Lebih jauh, bersatunya PA dan PNA dalam mendukung pasangan AMAL merupakan langkah strategis untuk mengembalikan kepercayaan publik terhadap kemampuan partai-partai lokal dalam menghadirkan perubahan nyata. Penulis melihat, dengan bersatunya dua partai lokal terkuat ini, masyarakat Aceh Selatan kini dihadapkan pada pilihan politik yang lebih solid dan terarah, yang mengedepankan kepentingan bersama di atas perpecahan internal.
Mempertahankan Implementasi UUPA
Salah satu hal yang harus menjadi fokus dari koalisi ini adalah mempertahankan dan mengoptimalkan implementasi Undang-Undang Pemerintahan Aceh (UUPA) sebagai fondasi dalam membangun kekuatan politik lokal.

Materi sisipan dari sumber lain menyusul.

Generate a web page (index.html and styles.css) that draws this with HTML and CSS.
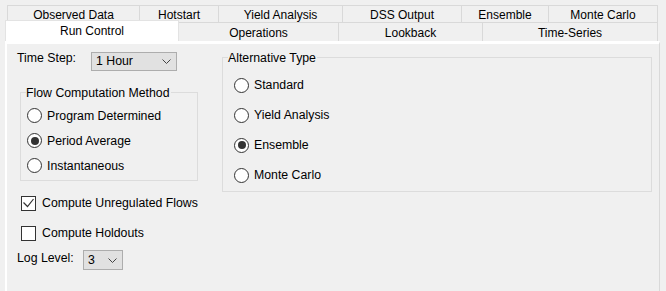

UUPA, sebagai bentuk pengakuan atas kekhususan Aceh, memberikan ruang yang cukup besar bagi partai lokal untuk memainkan perannya. Dengan bersatunya PA dan PNA, harapan untuk mengimplementasikan UUPA secara maksimal semakin besar, terutama dalam menciptakan politik lokal yang lebih inklusif dan berkeadilan.
Menurut Penulis, konsolidasi ini bukan hanya tentang menang atau kalah dalam Pilkada. Ini adalah tentang bagaimana mantan kombatan GAM yang kini menjadi tokoh politik mampu membuktikan bahwa mereka bisa melampaui masa lalu dan bergerak menuju masa depan yang lebih bersatu dan berdaya guna. Keputusan untuk bergabung dalam satu koalisi adalah refleksi dari keinginan kuat untuk membangun komunikasi yang lebih baik dengan pemerintah pusat dan memastikan kesejahteraan rakyat Aceh, khususnya Aceh Selatan, tetap menjadi prioritas utama.
Bersatu untuk Kepentingan Bersama
Penulis menilai, fenomena bersatunya PA dan PNA dalam mengusung pasangan AMAL menunjukkan bahwa politik lokal di Aceh, khususnya Aceh Selatan, bisa menjadi role model bagi daerah lain. Dalam konteks politik Indonesia yang sering kali terpecah oleh kepentingan pribadi dan golongan, bersatunya dua partai lokal terkuat ini memberikan contoh bahwa kolaborasi dan persatuan untuk kepentingan bersama masih mungkin terjadi.
Langkah ini diharapkan dapat diikuti oleh wilayah-wilayah lain di Aceh yang masih terjebak dalam perseteruan politik. Dengan bersatunya kekuatan politik lokal, diharapkan Aceh dapat lebih maju dan sejahtera, dengan tetap mempertahankan identitas dan kekhususannya dalam bingkai NKRI.
Penulis berpendapat, pasangan AMAL, sebagai produk dari konsolidasi politik yang kuat ini, sudah seyogyanya membawa harapan baru bahwa persatuan dan kerjasama bisa menjadi jalan keluar bagi permasalahan yang dihadapi masyarakat Aceh. Kini, saatnya bagi semua kalangan untuk belajar dari fenomena ini dan terus mendukung setiap langkah positif yang diambil untuk kesejahteraan rakyat Aceh, baik di Aceh Selatan maupun di seluruh wilayah Aceh lainnya.